#### [Problem to solve]
From the first line of the listing below to the line with "text-[#333] leading-[18px] outline-none';", print each line exactly, and nothing more. Leave out the pictures.

#### [Provided data]

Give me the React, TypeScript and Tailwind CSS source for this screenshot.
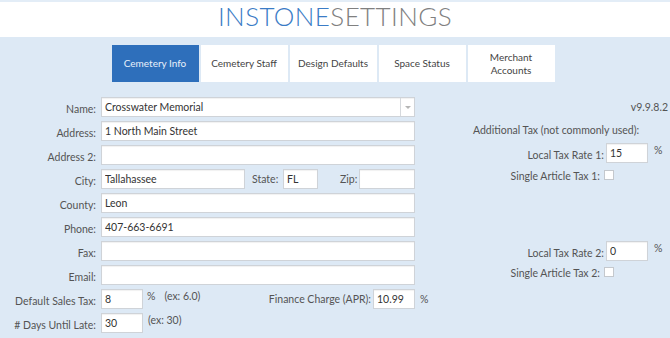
import React from 'react';

const FONT = "font-['Lato','Open_Sans',sans-serif]";

const TABS = ['Cemetery Info', 'Cemetery Staff', 'Design Defaults', 'Space Status', 'Merchant Accounts'];

const inputCls =
  'shrink-0 h-[20px] bg-white border border-[#cfd3d8] shadow-[inset_0_1px_1px_rgba(0,0,0,0.06)] px-[3px] text-[10.5px] text-[#333] leading-[18px] outline-none';

const Label: React.FC<{ children: React.ReactNode; className?: string }> = ({ children, className }) => (
  <span className={`shrink-0 text-[10.5px] text-[#545454] whitespace-nowrap ${className || ''}`}>{children}</span>
);

const Row: React.FC<{ label?: string; children?: React.ReactNode; right?: React.ReactNode }> = ({ label, children, right }) => (
  <div className="flex h-[24px] items-start">
    <div className="flex w-[420px] shrink-0 items-start">
      <div className="w-[96px] shrink-0 text-right leading-[20px]">
        {label && <Label>{label}</Label>}
      </div>
      <div className="ml-[5px] flex items-start">{children}</div>
    </div>
    <div className="flex-1">{right}</div>
  </div>
);

const TaxRate: React.FC<{ label: string; value: string }> = ({ label, value }) => (
  <div className="flex items-start">
    <div className="w-[184px] text-right leading-[20px]">
      <Label>{label}</Label>
    </div>
    <input className={`${inputCls} ml-[2px] w-[42px]`} defaultValue={value} />
    <Label className="ml-[6px] leading-[14px]">%</Label>
  </div>
);

const SingleArticle: React.FC<{ label: string }> = ({ label }) => (
  <div className="flex items-center h-[12px]">
    <div className="w-[180px] text-right leading-[12px]">
      <Label>{label}</Label>
    </div>
    <span className="ml-[4px] w-[10px] h-[10px] bg-white border border-[#c4c8cd]" />
  </div>
);

export default function App() {
  return (
    <div className={`w-[670px] h-[338px] overflow-hidden bg-[#dde9f5] ${FONT}`}>
      {/* Title */}
      <div className="h-[37px] bg-white shadow-[inset_0_2px_0_#e3edf7] flex justify-center">
        <h1 className="text-[26px] font-light leading-[32px] tracking-[0.4px]">
          <span className="text-[#3b7cc6]">INSTONE</span>
          <span className="text-[#808080]">SETTINGS</span>
        </h1>
      </div>

      {/* Tabs */}
      <div className="flex justify-center gap-[2px] mt-[8px] pr-[4px]">
        {TABS.map((t, i) => (
          <div
            key={t}
            className={`w-[87px] h-[37px] flex items-center justify-center text-center text-[10px] leading-[13px] px-[12px] ${
              i === 0 ? 'bg-[#2e6fbb] text-[#e8f0fa]' : 'bg-white text-[#444]'
            }`}
          >
            <span className={t === 'Merchant Accounts' ? '' : 'whitespace-nowrap'}>{t}</span>
          </div>
        ))}
      </div>

      {/* Form */}
      <div className="mt-[15px]">
        <Row
          label="Name:"
          right={<div className="text-right pr-[2px] leading-[14px] pt-[1px]"><Label>v9.9.8.2</Label></div>}
        >
          <div className={`${inputCls} w-[314px] flex items-center pr-0`}>
            <span className="flex-1">Crosswater Memorial</span>
            <span className="h-full w-[14px] border-l border-[#d6d9dd] flex items-center justify-center">
              <span className="w-0 h-0 border-l-[3px] border-r-[3px] border-t-[3px] border-l-transparent border-r-transparent border-t-[#b5b5b5]" />
            </span>
          </div>
        </Row>
        <Row
          label="Address:"
          right={<div className="pl-[53px] leading-[14px]"><Label>Additional Tax (not commonly used):</Label></div>}
        >
          <input className={`${inputCls} w-[314px]`} defaultValue="1 North Main Street" />
        </Row>
        <Row label="Address 2:" right={<div className="-mt-[2px]"><TaxRate label="Local Tax Rate 1:" value="15" /></div>}>
          <input className={`${inputCls} w-[314px]`} />
        </Row>
        <Row label="City:" right={<SingleArticle label="Single Article Tax 1:" />}>
          <input className={`${inputCls} w-[144px]`} defaultValue="Tallahassee" />
          <Label className="ml-[7px] w-[31px] leading-[20px]">State:</Label>
          <input className={`${inputCls} w-[35px]`} defaultValue="FL" />
          <Label className="ml-[22px] w-[19px] leading-[20px]">Zip:</Label>
          <input className={`${inputCls} w-[56px]`} />
        </Row>
        <Row label="County:">
          <input className={`${inputCls} w-[314px]`} defaultValue="Leon" />
        </Row>
        <Row label="Phone:">
          <input className={`${inputCls} w-[314px]`} defaultValue="407-663-6691" />
        </Row>
        <Row label="Fax:" right={<TaxRate label="Local Tax Rate 2:" value="0" />}>
          <input className={`${inputCls} w-[314px]`} />
        </Row>
        <Row label="Email:" right={<div className="pt-[1px]"><SingleArticle label="Single Article Tax 2:" /></div>}>
          <input className={`${inputCls} w-[314px]`} />
        </Row>
        <Row label="Default Sales Tax:">
          <div className="w-[314px] shrink-0 flex items-start">
            <input className={`${inputCls} w-[42px]`} defaultValue="8" />
            <Label className="ml-[4px] leading-[14px]">%</Label>
            <Label className="ml-[9px] leading-[14px]">(ex: 6.0)</Label>
            <div className="ml-auto flex items-start">
              <Label className="mr-[2px] leading-[20px]">Finance Charge (APR):</Label>
              <input className={`${inputCls} w-[42px]`} defaultValue="10.99" />
            </div>
          </div>
          <Label className="ml-[5px] leading-[20px]">%</Label>
        </Row>
        <Row label="# Days Until Late:">
          <input className={`${inputCls} w-[42px]`} defaultValue="30" />
          <Label className="ml-[5px] leading-[14px]">(ex: 30)</Label>
        </Row>
      </div>
    </div>
  );
}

#### [Output below]
Give me the React, TypeScript and Tailwind CSS source for this screenshot.
import React from 'react';

const FONT = "font-['Lato','Open_Sans',sans-serif]";

const TABS = ['Cemetery Info', 'Cemetery Staff', 'Design Defaults', 'Space Status', 'Merchant Accounts'];

const inputCls =
  'shrink-0 h-[20px] bg-white border border-[#cfd3d8] shadow-[inset_0_1px_1px_rgba(0,0,0,0.06)] px-[3px] text-[10.5px] text-[#333] leading-[18px] outline-none';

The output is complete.